Alas for Rogers, such effusion may not be enough to save his contract.

"His position on Hamas is not relevant," said Malcolm Hoenlein of the Conference of Presidents of Major Jewish Organizations. "The relevant issue is a group that is convened for the purpose of activities detrimental to a democratic state…. [The Javits Center] carries the name of someone whose legacy is exactly contrary to such views. It certainly would be offensive to his legacy, and it would be an offense to the people of New York, who reject what that group stands for."

What that means, presumably, is that Sen. Jacob Javits and the people of New York do not stand for justice, peace, humanity and the law but injustice, war, inhumanity and illegality — for what else could "exactly contrary" signify?

Unless brave New Yorkers — including members of the organizations in whose name this position is being taken — stand up and refute it, this is how the record will remain.

Yet all I hear, unfortunately, is deafening silence. Or maybe what I hear is what Wordsworth once called "the still sad music of humanity."

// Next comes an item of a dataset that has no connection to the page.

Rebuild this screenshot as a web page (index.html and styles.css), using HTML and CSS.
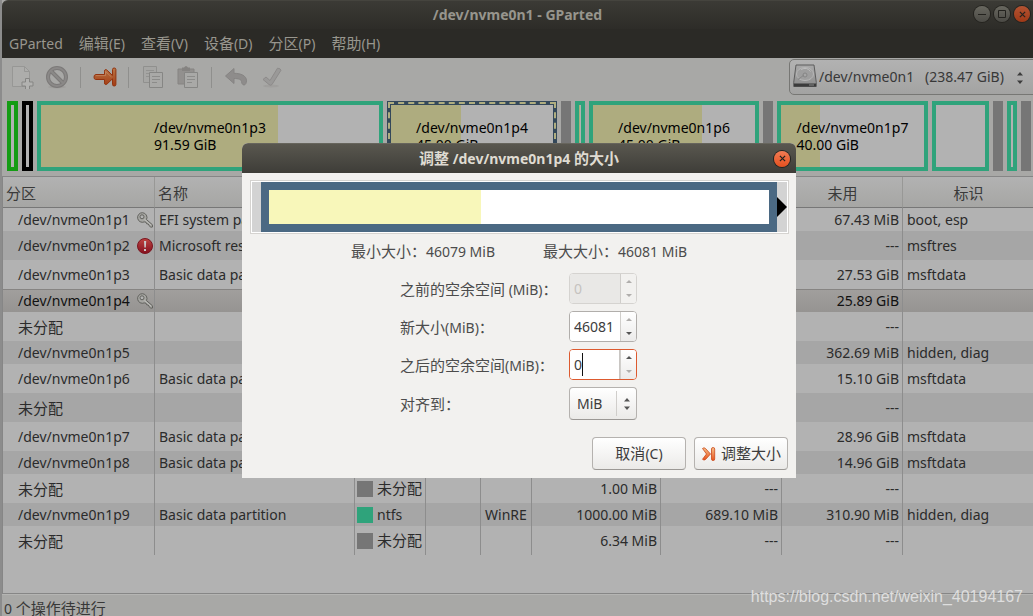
FILE: index.html
```html
<!DOCTYPE html>
<html lang="zh-CN">
<head>
<meta charset="utf-8">
<title>/dev/nvme0n1 - GParted</title>
<link rel="stylesheet" href="styles.css">
</head>
<body>
<svg class="defs" aria-hidden="true">
  <defs>
    <linearGradient id="orange" x1="0" y1="0" x2="0" y2="1"><stop offset="0" stop-color="#b97747"/><stop offset="1" stop-color="#a33a12"/></linearGradient>
    <linearGradient id="bright" x1="0" y1="0" x2="0" y2="1"><stop offset="0" stop-color="#f7c088"/><stop offset="1" stop-color="#e8521c"/></linearGradient>
    <linearGradient id="metal" x1="0" y1="0" x2="0" y2="1"><stop offset="0" stop-color="#a9a9a9"/><stop offset="1" stop-color="#8d8d8d"/></linearGradient>
    <linearGradient id="red" x1="0" y1="0" x2="0" y2="1"><stop offset="0" stop-color="#bd4440"/><stop offset="1" stop-color="#85101f"/></linearGradient>
    <symbol id="key" viewBox="0 0 16 16">
      <path d="M5.5.7a4.8 4.8 0 1 0 1.8 9.2l1.7.3.7 1.6 1.6.2.7 1.6 1.9 1.6 1.6-.2.1-2.1-6.1-5.3A4.8 4.8 0 0 0 5.500.7Z" fill="#a6a6a2" stroke="#62625e" stroke-width="1"/>
      <circle cx="5" cy="4.800" r="2" fill="#b4b4b4" stroke="#62625e"/>
      <path d="M7.500 7.500 14 13" stroke="#c2c2be" stroke-width=".9"/>
    </symbol>
    <symbol id="cross" viewBox="0 0 8 8"><path d="M1 1 7 7M7 1 1 7" fill="none" stroke="currentColor" stroke-width="1.400"/></symbol>
  </defs>
</svg>

<div class="window">
  <header class="titlebar">
    <h1>/dev/nvme0n1 - GParted</h1>
    <div class="controls">
      <button class="ctl" aria-label="最小化"><svg viewBox="0 0 8 8"><path d="M0 4.500H8" stroke="currentColor"/></svg></button>
      <button class="ctl" aria-label="最大化"><svg viewBox="0 0 8 8"><path d="M.5.5h7v7h-7z" fill="none" stroke="currentColor"/></svg></button>
      <button class="ctl ctl-close" aria-label="关闭"><svg><use href="#cross"/></svg></button>
    </div>
  </header>

  <nav class="menubar">
    <button class="lat">GParted</button>
    <button>编辑<span class="lat">(E)</span></button>
    <button>查看<span class="lat">(V)</span></button>
    <button>设备<span class="lat">(D)</span></button>
    <button>分区<span class="lat">(P)</span></button>
    <button>帮助<span class="lat">(H)</span></button>
  </nav>

  <div class="toolbar">
    <div class="tools">
      <button class="tool" aria-label="新建" disabled><svg viewBox="0 0 24 24"><path d="M2.500 1.500h12l5 5v15h-17z" fill="#adadab" stroke="#979795"/><path d="M14.500 1.500v5h5" fill="none" stroke="#979795"/><path d="M15.500 13.500h4v3.500h3.500v4h-3.500v3.500h-4V21H12v-4h3.500z" fill="#b2b2b0" stroke="#858583"/></svg></button>
      <button class="tool" aria-label="删除" disabled><svg viewBox="0 0 24 24"><ellipse cx="12" cy="22" rx="9" ry="1.500" fill="#a09f9d"/><circle cx="12" cy="12" r="9" fill="none" stroke="#7c7a79" stroke-width="4"/><path d="M5.500 5.500 18.500 18.500" stroke="#7c7a79" stroke-width="4"/><circle cx="12" cy="12" r="9" fill="none" stroke="#8b8988" stroke-width="2"/><path d="M6 6 18 18" stroke="#8b8988" stroke-width="2"/></svg></button>
      <span class="sep"></span>
      <button class="tool" aria-label="调整大小/移动"><svg viewBox="0 0 24 24"><path d="M2.500 9.500h9V6.200c0-2 1.600-2 2.700-.9l5.300 5.200V4.500q0-1.500 1.700-1.500t1.700 1.500v15q0 1.500-1.700 1.500t-1.700-1.500v-5.700l-5.300 5.100c-1.100 1-2.700 1-2.700-1v-3.400h-9q-1.500-.2-1.500-2.400t1.500-2.600Z" fill="url(#orange)" stroke="#92330f"/><path d="M3 10.600h9.500V6.500l6 5.500" fill="none" stroke="#c58b64" stroke-width=".7"/></svg></button>
      <span class="sep"></span>
      <button class="tool" aria-label="复制" disabled><svg viewBox="0 0 24 24"><path d="M2.500 1.500h13v16h-13z" fill="#a6a6a4" stroke="#90908e"/><path d="M5 5.500h8M5 8.500h8M5 11.500h3" stroke="#939391"/><path d="M8.500 7.500h13v15h-13z" fill="#a9a9a7" stroke="#868684"/><path d="M11 11.500h8M11 14.500h8M11 17.500h5" stroke="#8c8c8a"/></svg></button>
      <button class="tool" aria-label="粘贴" disabled><svg viewBox="0 0 24 24"><path d="M2 4h16v15H2z" fill="#92908e" stroke="#868482"/><path d="M6 2.500h2q2-3 4 0h2V6H6z" fill="#858381"/><path d="M8.500 7.500h13v15h-13z" fill="#a9a9a7" stroke="#868684"/><path d="M11 11.500h8M11 14.500h8M11 17.500h5" stroke="#8c8c8a"/></svg></button>
      <span class="sep"></span>
      <button class="tool" aria-label="撤消" disabled><svg viewBox="0 0 24 24"><path d="M1.500 11 10 3.500v4.800c7 0 12.500 2.500 12.500 7.500 0 2-1 4.200-2.500 4.200s-2.500-2-2.500-3.500c0-2-3-3-7.500-3v5z" fill="#8e8c8b" stroke="#868483"/></svg></button>
      <button class="tool" aria-label="应用" disabled><svg viewBox="0 0 24 24"><ellipse cx="12" cy="21" rx="8" ry="1.500" fill="#a09f9d"/><path d="M4 14.500 7 12l4 3.500 7.500-12.300q3 0 3.500 2L13 19.500q-1.500 1.500-3 0Z" fill="#9a9998" stroke="#8d8b8a"/></svg></button>
    </div>
    <div class="device">
      <svg class="disk" viewBox="0 0 24 24"><path d="M3 1h18l2.300 17.500v4H.7v-4z" fill="url(#metal)" stroke="#5d5d5d"/><path d="M1 19.500h22v3H1z" fill="#3b3b3b"/><path d="M16 21h5" stroke="#8a8a8a"/><ellipse cx="12" cy="10" rx="8.500" ry="6.500" fill="#9e9e9e" stroke="#b7b7b7"/><path d="M8 5.500q6-3 9.500 2" stroke="#bdbdbd" fill="none"/><circle cx="12" cy="11" r="2" fill="#a6a6a6" stroke="#858585"/><path d="M5 15.500 11 11" stroke="#868686"/></svg>
      <select aria-label="设备"><option>/dev/nvme0n1 &nbsp;&nbsp;(238.47 GiB)</option></select>
      <svg class="updown" viewBox="0 0 6 12"><path d="M0 3.500 3 0 6 3.500zM0 8.500 3 12 6 8.500z" fill="currentColor"/></svg>
    </div>
  </div>

  <div class="diskmap">
    <div class="part fat"></div>
    <div class="part unknown"></div>
    <div class="part"><i class="used u70"></i><p>/dev/nvme0n1p3<br>91.59 GiB</p></div>
    <div class="part picked"><i class="used u43"></i><p>/dev/nvme0n1p4<br>45.00 GiB</p></div>
    <div class="part free"></div>
    <div class="part"><i class="used u50"></i></div>
    <div class="part"><i class="used u67"></i><p>/dev/nvme0n1p6<br>45.00 GiB</p></div>
    <div class="part free"></div>
    <div class="part"><i class="used u27"></i><p>/dev/nvme0n1p7<br>40.00 GiB</p></div>
    <div class="part"></div>
    <div class="part free"></div>
    <div class="part"></div>
    <div class="part free"></div>
  </div>

  <main class="list">
    <table>
      <colgroup><col class="c-part"><col class="c-name"><col class="c-fs"><col class="c-mount"><col class="c-label"><col class="c-size"><col class="c-used"><col class="c-unused"><col></colgroup>
      <thead><tr><th class="left">分区</th><th class="left">名称</th><th></th><th></th><th></th><th></th><th></th><th>未用</th><th>标识</th></tr></thead>
      <tbody>
        <tr class="low"><td><div class="dev">/dev/nvme0n1p1<svg><use href="#key"/></svg></div></td><td>EFI system partition</td><td></td><td></td><td></td><td></td><td></td><td class="num">67.43 MiB</td><td>boot, esp</td></tr>
        <tr><td><div class="dev">/dev/nvme0n1p2<svg viewBox="0 0 16 16"><circle cx="8" cy="8" r="7.500" fill="url(#red)" stroke="#7b1520"/><path d="M7 3h2.200L8.800 9.500H7.400zM7 11h2v2H7z" fill="#c9c9c9"/></svg></div></td><td>Microsoft reserved partition</td><td></td><td></td><td></td><td></td><td></td><td class="num">---</td><td>msftres</td></tr>
        <tr><td><div class="dev">/dev/nvme0n1p3</div></td><td>Basic data partition</td><td></td><td></td><td></td><td></td><td></td><td class="num">27.53 GiB</td><td>msftdata</td></tr>
        <tr class="low selected"><td><div class="dev">/dev/nvme0n1p4<svg><use href="#key"/></svg></div></td><td></td><td></td><td></td><td></td><td></td><td></td><td class="num">25.89 GiB</td><td></td></tr>
        <tr><td><div class="dev zh">未分配</div></td><td></td><td></td><td></td><td></td><td></td><td></td><td class="num">---</td><td></td></tr>
        <tr class="low"><td><div class="dev">/dev/nvme0n1p5</div></td><td></td><td></td><td></td><td></td><td></td><td></td><td class="num">362.69 MiB</td><td>hidden, diag</td></tr>
        <tr><td><div class="dev">/dev/nvme0n1p6</div></td><td>Basic data partition</td><td></td><td></td><td></td><td></td><td></td><td class="num">15.10 GiB</td><td>msftdata</td></tr>
        <tr><td><div class="dev zh">未分配</div></td><td></td><td></td><td></td><td></td><td></td><td></td><td class="num">---</td><td></td></tr>
        <tr><td><div class="dev">/dev/nvme0n1p7</div></td><td>Basic data partition</td><td></td><td></td><td></td><td></td><td></td><td class="num">28.96 GiB</td><td>msftdata</td></tr>
        <tr class="low"><td><div class="dev">/dev/nvme0n1p8</div></td><td>Basic data partition</td><td></td><td></td><td></td><td></td><td></td><td class="num">14.96 GiB</td><td>msftdata</td></tr>
        <tr><td><div class="dev zh">未分配</div></td><td></td><td><div class="fs zh"><i></i>未分配</div></td><td></td><td></td><td class="num">1.00 MiB</td><td class="num">---</td><td class="num">---</td><td></td></tr>
        <tr class="low"><td><div class="dev">/dev/nvme0n1p9</div></td><td>Basic data partition</td><td><div class="fs ntfs"><i></i>ntfs</div></td><td></td><td>WinRE</td><td class="num">1000.00 MiB</td><td class="num">689.10 MiB</td><td class="num">310.90 MiB</td><td>hidden, diag</td></tr>
        <tr><td><div class="dev zh">未分配</div></td><td></td><td><div class="fs zh"><i></i>未分配</div></td><td></td><td></td><td class="num">6.34 MiB</td><td class="num">---</td><td class="num">---</td><td></td></tr>
      </tbody>
    </table>
  </main>
  <footer class="status"><span class="lat">0 </span>个操作待进行</footer>
</div>

<section class="dialog" role="dialog" aria-labelledby="dlg-title">
  <header class="dialog-title">
    <h2 id="dlg-title"><span class="zh">调整</span> /dev/nvme0n1p4 <span class="zh">的大小</span></h2>
    <button class="ctl ctl-close lit" aria-label="关闭"><svg><use href="#cross"/></svg></button>
  </header>
  <div class="dialog-body">
    <div class="resizer">
      <div class="resizer-part"><i></i></div>
      <svg class="grip" viewBox="0 0 10 20"><path d="M0 0 10 10 0 20z" fill="#000"/></svg>
    </div>
    <div class="limits"><span>最小大小&#xFF1A;<span class="lat">46079 MiB</span></span><span>最大大小&#xFF1A;<span class="lat">46081 MiB</span></span></div>
    <form class="fields">
      <label for="before">之前的空余空间<span class="lat"> (MiB)</span>&#xFF1A;</label>
      <div class="spin off"><input id="before" value="0" disabled><div class="steps"><button type="button" aria-label="增加" disabled></button><button type="button" class="down" aria-label="减少" disabled></button></div></div>
      <label for="size">新大小<span class="lat">(MiB)</span>&#xFF1A;</label>
      <div class="spin"><input id="size" value="46081"><div class="steps"><button type="button" aria-label="增加" disabled></button><button type="button" class="down" aria-label="减少"></button></div></div>
      <label for="after">之后的空余空间<span class="lat">(MiB)</span>&#xFF1A;</label>
      <div class="spin active"><input id="after" value="0"><span class="caret"></span><div class="steps"><button type="button" aria-label="增加"></button><button type="button" class="down" aria-label="减少" disabled></button></div></div>
      <label for="align">对齐到&#xFF1A;</label>
      <div class="align"><select id="align"><option>MiB</option></select><svg class="updown" viewBox="0 0 6 12"><path d="M0 3.500 3 0 6 3.500zM0 8.500 3 12 6 8.500z" fill="currentColor"/></svg></div>
    </form>
    <div class="actions">
      <button class="btn"><span>取消<span class="lat">(C)</span></span></button>
      <button class="btn"><svg viewBox="0 0 16 16"><path d="M1.500 2.500q1.500-1.500 3 0L9.500 8l-5 5.500q-1.500 1.200-3-.2L5.500 8z" fill="url(#bright)" stroke="#c9471b" stroke-width=".8"/><rect x="10.500" y="1.500" width="3.200" height="13" rx="1.500" fill="url(#bright)" stroke="#c9471b" stroke-width=".8"/></svg>调整大小</button>
    </div>
  </div>
</section>

<div class="watermark">https://blog.csdn.net/weixin_40194167</div>
</body>
</html>
```
FILE: styles.css
```css
* { box-sizing: border-box; }
body {
  margin: 0;
  height: 100vh;
  overflow: hidden;
  position: relative;
  background: #8c8c8c;
  color: #2b2b2b;
  font: 14px/17px "Noto Sans", "Noto Sans CJK JP", sans-serif;
}
button, select, input { font: inherit; color: inherit; margin: 0; }
button { border: 0; padding: 0; background: none; }
select { appearance: none; }
h1, h2, p { margin: 0; font-size: 14px; }
.defs { position: absolute; width: 0; height: 0; }
.lat { font-size: 14px; white-space: pre; }
.zh { font-size: 15px; }

.window {
  height: 100%;
  margin-left: 2px;
  display: flex;
  flex-direction: column;
  background: #a8a8a6;
}

/* Title bar and menu */
.titlebar {
  height: 29px;
  flex: none;
  display: grid;
  grid-template-columns: 1fr auto 1fr;
  align-items: center;
  border-radius: 6px 0 0 0;
  border-top: 1px solid #45443e;
  background: linear-gradient(#3b3a35, #2d2c28);
  color: #97958d;
}
.titlebar h1 { grid-column: 2; padding-bottom: 2px; }
.controls { display: flex; gap: 4px; justify-content: flex-end; padding: 0 3px 2px 0; }
.ctl {
  width: 16px;
  height: 16px;
  border-radius: 50%;
  display: grid;
  place-items: center;
  background: linear-gradient(#68675f, #4b4a45);
  box-shadow: 0 0 0 1px #24231f;
  color: #23221e;
}
.ctl svg { width: 8px; height: 8px; }
.ctl-close { background: linear-gradient(#b35332, #9f3917); }
.ctl-close.lit { background: linear-gradient(#f37c54, #e4501f); }
.ctl-close svg { width: 7px; height: 7px; }
.menubar {
  height: 29px;
  flex: none;
  display: flex;
  align-items: center;
  gap: 16px;
  padding: 0 7px;
  background: #2b2a26;
  color: #98968e;
  font-size: 15px;
}

/* Toolbar */
.toolbar { height: 40px; flex: none; display: flex; justify-content: space-between; align-items: flex-start; }
.tools { display: flex; align-items: center; gap: 11px; padding: 7px 8px; }
.tool { width: 24px; height: 24px; }
.tool svg { display: block; width: 24px; height: 24px; }
.sep { width: 2px; height: 21px; border-left: 1px solid #8f8f8d; }
.device { position: relative; margin: 1px -6px 0 0; }
.device select {
  width: 250px;
  height: 36px;
  padding: 0 28px 2px 29px;
  border: 1px solid #777774;
  border-radius: 5px;
  background: linear-gradient(#b2b2b2, #a3a3a2);
  color: #383838;
}
.disk { position: absolute; left: 4px; top: 5px; width: 24px; height: 24px; }
.updown { position: absolute; width: 6px; height: 12px; color: #3c3c3c; pointer-events: none; }
.device .updown { right: 16px; top: 13px; }

/* Partition map: one column per partition, in proportion */
.diskmap {
  flex: none;
  display: grid;
  grid-template-columns: 11fr 11fr 346fr 170fr 10fr 10fr 170fr 10fr 151fr 57fr 10fr 10fr 10fr;
  gap: 4px;
  padding: 3px 2px 5px 5px;
  color: #000;
}
.part { position: relative; min-width: 0; height: 70px; border: 4px solid #2fa37b; background: #b2b2b2; display: grid; place-items: center; }
.part p { position: relative; white-space: nowrap; }
.fat { border-color: #149c14; }
.unknown { border-color: #000; }
.free { border-color: #767676; background: #767676; }
.picked { border-color: #34485a; }
.picked::before { content: ""; position: absolute; inset: -3px; border: 2px dashed #b0ae80; }
.used { position: absolute; left: 0; top: 0; bottom: 0; background: #aeac7f; }
.u70 { width: 70%; } .u43 { width: 43%; } .u67 { width: 67%; } .u27 { width: 27%; } .u50 { width: 50%; }

/* Partition table */
.list { flex: 1; min-height: 0; overflow: hidden; background: #b2b2b2; border: 1px solid #868686; border-right: 0; }
table { width: 100%; table-layout: fixed; border-collapse: separate; border-spacing: 0; }
.c-part { width: 152px; } .c-name { width: 200px; } .c-fs { width: 71px; }
.c-mount { width: 55px; } .c-label { width: 51px; } .c-size { width: 129px; }
.c-used, .c-unused { width: 121px; }
th, td { padding: 0 3px 0 4px; border-right: 1px solid #8d8d8d; overflow: hidden; white-space: nowrap; text-align: left; }
th:last-child, td:last-child { border-right: 0; }
th {
  height: 31px;
  padding-top: 2px;
  text-align: center;
  font-weight: 400;
  font-size: 15px;
  color: #3a3a3a;
  background: linear-gradient(#b2b2b2, #a6a6a4);
  border-right-color: #989896;
  border-bottom: 1px solid #777;
}
th.left { text-align: left; padding-left: 3px; }
td { height: 29px; }
.low td { height: 23px; }
tbody tr:nth-child(even) { background: #a6a6a6; }
tbody .selected td { background: linear-gradient(#a19f9d, #969492); box-shadow: inset 0 1px #868482; color: #111; }
td:first-child { padding-right: 1px; }
.dev { display: flex; align-items: center; justify-content: space-between; padding-left: 11px; }
.dev svg { width: 16px; height: 16px; }
.dev.zh { padding-top: 2px; }
.num { text-align: right; }
.fs { display: flex; align-items: center; gap: 4px; margin-left: -2px; }
.fs i { width: 16px; height: 16px; background: #767676; }
.ntfs i { background: #2fa37b; }
.status { height: 22px; flex: none; padding: 5px 2px 0; font-size: 15px; line-height: 16px; border-top: 1px solid #b5b5b3; color: #383838; }

/* Resize dialog */
.dialog {
  position: absolute;
  left: 242px;
  top: 143px;
  width: 554px;
  border-radius: 6px 6px 0 0;
  overflow: hidden;
  background: #f2f1ef;
  color: #4c4c4c;
}
.dialog-title {
  height: 30px;
  display: grid;
  grid-template-columns: 1fr auto 1fr;
  align-items: center;
  padding: 0 6px;
  border-top: 1px solid #67655d;
  background: linear-gradient(#59574f, #3e3d38);
  color: #dfdbd2;
}
.dialog-title h2 { grid-column: 2; }
.dialog-title .ctl { justify-self: end; }
.dialog-body { padding: 7px 8px 8px; }
.resizer {
  display: flex;
  align-items: center;
  height: 54px;
  margin-right: -1px;
  padding: 1px 1px 1px 10px;
  border: 1px solid #d5d3d0;
  box-shadow: inset 0 0 0 1px #fff;
  background: #d3d3d3;
}
.resizer-part { flex: 1; height: 50px; border: 8px solid #4b6983; background: #fff; }
.resizer-part i { display: block; height: 100%; width: 42.4%; background: #f8f7ba; }
.grip { width: 10px; height: 20px; }
.limits { display: flex; justify-content: center; gap: 48px; padding: 8px 0 12px; font-size: 15px; line-height: 19px; }
.fields { display: grid; grid-template-columns: 169px 68px; gap: 7px 0; align-items: center; padding-left: 150px; font-size: 15px; }
.fields label { white-space: nowrap; padding-top: 2px; }
.spin { position: relative; display: flex; height: 31px; border: 1px solid #b1aeab; border-radius: 4px; overflow: hidden; background: #fff; font-size: 14px; }
.spin input { flex: 1; width: 0; min-width: 0; border: 0; padding: 0 4px; background: #fff; color: #3c3c3c; outline: 0; }
.steps { width: 16px; border-left: 1px solid #d0cecb; background: linear-gradient(#fff, #ecebea); display: grid; }
.steps button { display: grid; place-items: center; color: #555; }
.steps button:disabled { color: #b0aeac; }
.steps button::before { content: ""; border: 3px solid transparent; border-top: 0; border-bottom: 3px solid currentColor; }
.steps .down::before { border: 3px solid transparent; border-bottom: 0; border-top: 3px solid currentColor; }
.off { border-color: #d5d3d0; }
.off input { background: #e9e8e6; color: #c5c2bf; }
.off .steps { background: #f2f1ef; }
.active { border-color: #dd5a2f; }
.active .steps { box-shadow: 0 0 0 1px #c9c6c3; }
.caret { position: absolute; left: 12px; top: 3px; width: 1px; height: 23px; background: #111; }
.align { position: relative; }
.align select { width: 100%; height: 33px; padding: 0 7px; font-size: 14px; }
.align::after { content: ""; position: absolute; right: 20px; top: 4px; height: 25px; border-left: 1px solid #d0cecb; }
.align .updown { right: 7px; top: 11px; color: #555; }
.align select, .btn { border: 1px solid #b5b2af; border-bottom-color: #9b9895; border-radius: 4px; background: linear-gradient(#fff, #ebeae8); color: #3c3c3c; }
.actions { display: flex; justify-content: flex-end; gap: 8px; padding-top: 17px; }
.btn { width: 94px; height: 33px; display: flex; align-items: center; justify-content: center; gap: 4px; font-size: 15px; }
.btn svg { width: 16px; height: 16px; }

.watermark { position: absolute; right: 10px; bottom: 9px; font: 16px/20px "Liberation Sans", sans-serif; color: #dedede; }
```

PS: It was reported today that New York politicians and Jewish leaders have given their approval for Rogers to retain the Javits project. That did not prevent Rogers from making a few final and gratuitous genuflections: "There were misunderstandings on both sides— certainly there were misunderstandings on my side," he said. Of Israel, he said: "I have always been a strong believer in that state . . . . I do believe there's a great future for Israel, and I'm a friend of that country."